The main body of the play, however, was played in a long, rectangular space, with audience on three sides—the shape that makes Circle in the Square such a misery for theatergoers. Fomenko treated it as a “real” but not very real room, furnished with that theater-in-the-round mainstay, a circular pouf, which made all the action seem to transpire in a seedy hotel lobby. Here Fomenko assembled his cast from the oldest of the Vakhtangov company’s old stagers, some of them gray eminences whom the emigré audience greeted with loud applause, but all, with the exception of the wayward son and a few servants, more than a decade too old for their roles—another habit of the old stock-company days. Given that only 17 years elapse between Acts I and II, the heroine could easily be under 40 on her return. Yulia Borisova, who played her, joined the Vakhtangov company 53 years ago.

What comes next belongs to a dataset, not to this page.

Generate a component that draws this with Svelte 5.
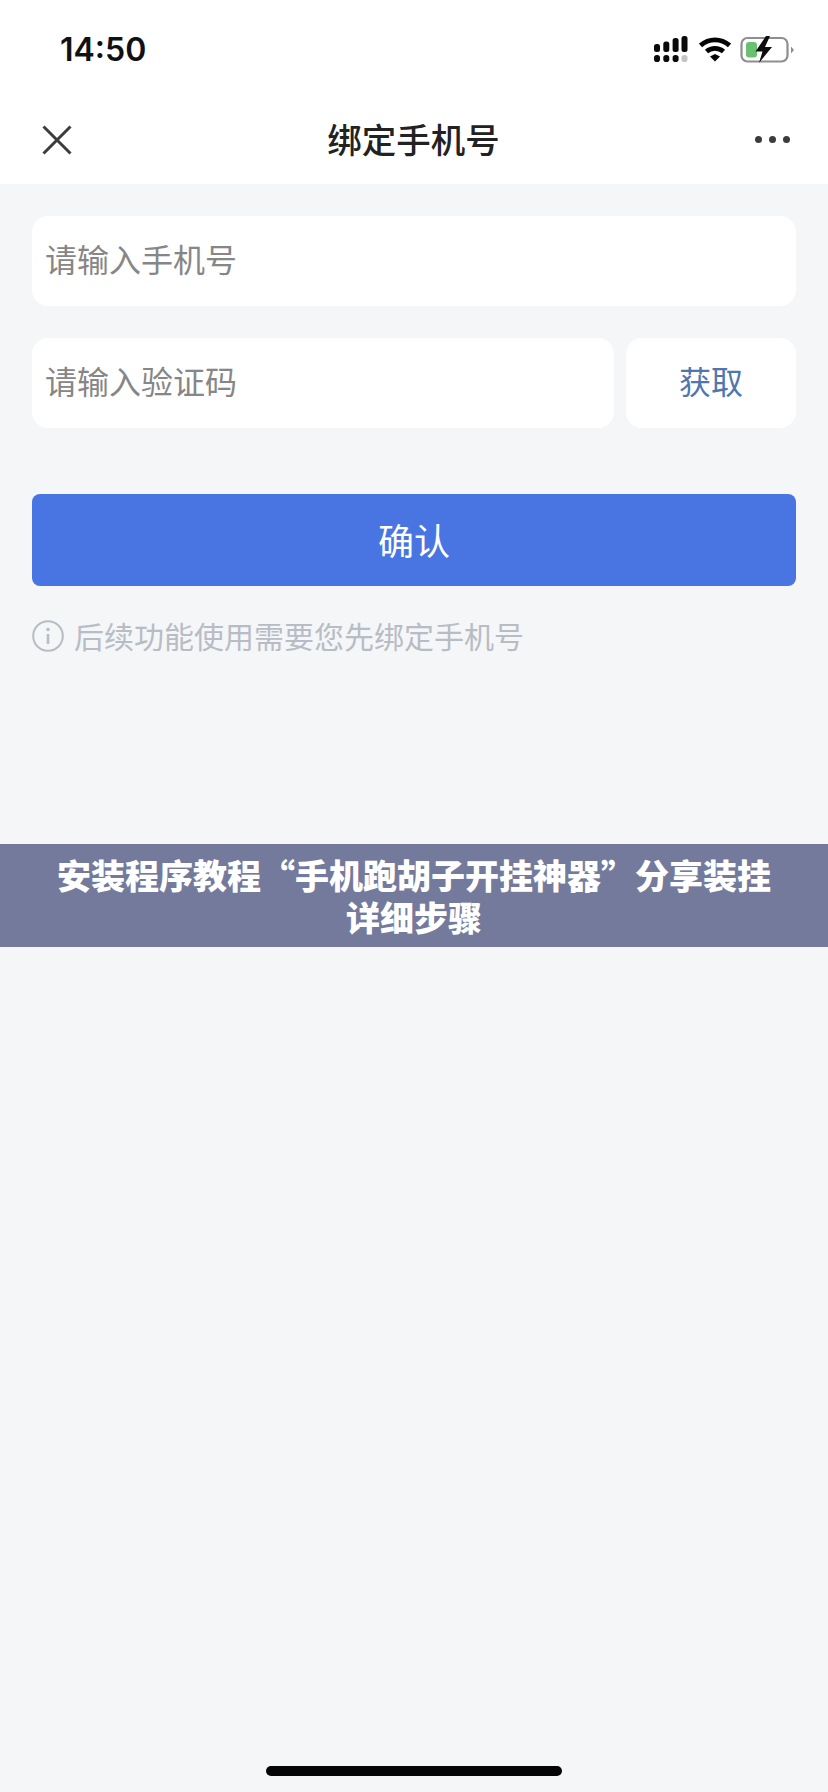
<script>
  const cols = [
    { x: 0, top: 8 },
    { x: 9.300, top: 5.500 },
    { x: 18.600, top: 2 },
    { x: 27.500, top: 0 }
  ];
</script>

<div class="page">
  <header class="head">
    <div class="status">
      <span class="time">14:50</span>
      <div class="icons">
        <svg class="signal" width="34" height="27" viewBox="0 0 34 27" aria-hidden="true">
          {#each cols as c, i}
            <rect x={c.x} y={c.top} width="6" height={16 - c.top} rx="2.500" fill="#0a0a0a" />
            <rect x={c.x} y="19" width="6" height="7" rx="2.800" fill={i === 3 ? '#c4c4c4' : '#0a0a0a'} />
          {/each}
        </svg>
        <svg class="wifi" width="32" height="26" viewBox="0 0 32 26" aria-hidden="true">
          <path d="M1.500 9.500C10 2 22 2 30.500 9.500" fill="none" stroke="#050505" stroke-width="4.800" />
          <path d="M7.500 15.500C12.500 11.300 19.500 11.300 24.500 15.500" fill="none" stroke="#050505" stroke-width="4.800" />
          <path d="M11 20.500L16 18 21 20.500 16 25.500Z" fill="#050505" />
        </svg>
        <svg class="battery" width="54" height="28" viewBox="0 0 54 28" aria-hidden="true">
          <rect x="1.500" y="2" width="46" height="23.500" rx="6" fill="none" stroke="#8e8e8e" stroke-width="2.200" />
          <rect x="6" y="6" width="11" height="15.500" rx="3" fill="#69c16f" />
          <path d="M51 10.500L54 14 51 17.500Z" fill="#8e8e8e" />
          <path d="M26 0L15.500 15.500H22.500L19 27 32 11H25L30 0Z" fill="#0d0d0d" />
        </svg>
      </div>
    </div>
    <nav class="nav">
      <svg class="close" width="30" height="30" viewBox="0 0 30 30" aria-hidden="true">
        <path d="M1.500 1.500L28.500 28.500M28.500 1.500L1.500 28.500" stroke="#3d3d3d" stroke-width="3" fill="none" />
      </svg>
      <h1 class="title">绑定手机号</h1>
      <div class="more"><i></i><i></i><i></i></div>
    </nav>
  </header>

  <main class="form">
    <div class="field">请输入手机号</div>
    <div class="row">
      <div class="field grow">请输入验证码</div>
      <div class="get">获取</div>
    </div>
    <div class="confirm">确认</div>
    <p class="hint">
      <svg width="32" height="32" viewBox="0 0 32 32" aria-hidden="true">
        <circle cx="16" cy="16" r="14.800" fill="none" stroke="#b8bcc4" stroke-width="2" />
        <circle cx="16" cy="9.500" r="1.800" fill="#b8bcc4" />
        <path d="M16 14V24" stroke="#b8bcc4" stroke-width="2.600" />
      </svg>
      <span>后续功能使用需要您先绑定手机号</span>
    </p>
  </main>

  <div class="banner">安装程序教程“手机跑胡子开挂神器”分享装挂<br />详细步骤</div>

  <div class="home"></div>
</div>

<style>
  :global(body) {
    margin: 0;
    background: #f4f6f8;
  }
  .page {
    position: relative;
    width: 828px;
    height: 1792px;
    background: #f4f6f8;
    font-family: "Noto Sans CJK SC", "Noto Sans", sans-serif;
    overflow: hidden;
  }
  .head {
    background: #fff;
    height: 184px;
  }
  .status {
    height: 94px;
    display: flex;
    align-items: flex-start;
    justify-content: space-between;
    padding: 0 34px 0 60px;
    box-sizing: border-box;
  }
  .time {
    font-family: Inter, "Liberation Sans", sans-serif;
    font-weight: 600;
    font-size: 32px;
    line-height: 40px;
    margin-top: 30px;
    color: #111;
  }
  .icons {
    display: flex;
    align-items: flex-start;
    margin-top: 36px;
  }
  .wifi { margin-left: 11px; }
  .battery { margin-left: 9px; }
  .nav {
    height: 90px;
    display: flex;
    align-items: center;
    justify-content: space-between;
    padding: 0 38px 0 42px;
  }
  .close { margin-top: 1px; }
  .title {
    margin: -3px 0 0;
    font-size: 34.500px;
    line-height: 48px;
    font-weight: 500;
    color: #222;
  }
  .more {
    display: flex;
    gap: 7px;
    margin-top: 1px;
  }
  .more i {
    width: 7px;
    height: 7px;
    border-radius: 50%;
    background: #3c3c3c;
  }
  .form {
    padding: 32px 32px 0;
  }
  .field {
    height: 90px;
    background: #fff;
    border-radius: 16px;
    padding-left: 13px;
    font-size: 32px;
    line-height: 85px;
    color: #868686;
  }
  .row {
    display: flex;
    gap: 12px;
    margin-top: 32px;
  }
  .grow {
    flex: 1;
  }
  .get {
    width: 170px;
    height: 90px;
    background: #fff;
    border-radius: 16px;
    text-align: center;
    font-size: 32px;
    line-height: 85px;
    color: #4f76ad;
  }
  .confirm {
    height: 92px;
    margin-top: 66px;
    background: #4975e3;
    border-radius: 8px;
    text-align: center;
    font-size: 36px;
    line-height: 90px;
    color: #fff;
  }
  .hint {
    display: flex;
    align-items: center;
    gap: 10px;
    margin: 34px 0 0;
    font-size: 30px;
    line-height: 34px;
    color: #b8bcc4;
  }
  .hint span {
    margin-top: -2px;
  }
  .banner {
    margin-top: 192px;
    height: 103px;
    padding-top: 10px;
    box-sizing: border-box;
    background: #747a9b;
    color: #fff;
    text-align: center;
    font-size: 34px;
    line-height: 42px;
    font-weight: 900;
  }
  .home {
    position: absolute;
    left: 266px;
    bottom: 16px;
    width: 296px;
    height: 10px;
    border-radius: 5px;
    background: #050507;
  }
</style>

Not that I mean to be invidious about Borisova, who did her work with care and dignity; she shared acting honors, in the evening’s final two-thirds, with Mikhail Uliyanov, the company’s artistic director, who played the low comedian Shmaga with an intriguingly dry mix of clowning and acerbic self-irony. The simple truth is that Fomenko’s conception would have served the play very well if he had had the imagination, his actors the taste and integrity, to support it. That the bulk of the event had no style, no fire, and no grace wasn’t the fault of the company’s age but of its seeming disconnection from the goings-on. Apart from those I’ve singled out, and the vivid but random histrionics of Evgeni Kniazev as the wayward son, the performance merely plodded along. Instead of buoying up the staginess, the cast took it on as a kind of Pirandello-tinged imitative fallacy: a boring provincial actress, in the role of a boring provincial actress, mimicking a boring provincial actress. As Vakhtangov’s great American contemporary Arthur Hopkins once wrote, “When an actor believes himself to be on thin ice, he invariably steps down harder.” Our guests from Moscow, who know all about snow and ice, will surely understand. One wants to be sympathetic: Life has been especially rough on them these past few decades. But other visiting troupes from Russia have shown us that directing and acting have not been trampled underfoot in the country’s economic chaos. And if a sense of Ostrovsky’s values could survive, as it did, the horrors of the Soviet era, it ought to be flourishing now, when the upheavals in Russian life are so much like those he lived through.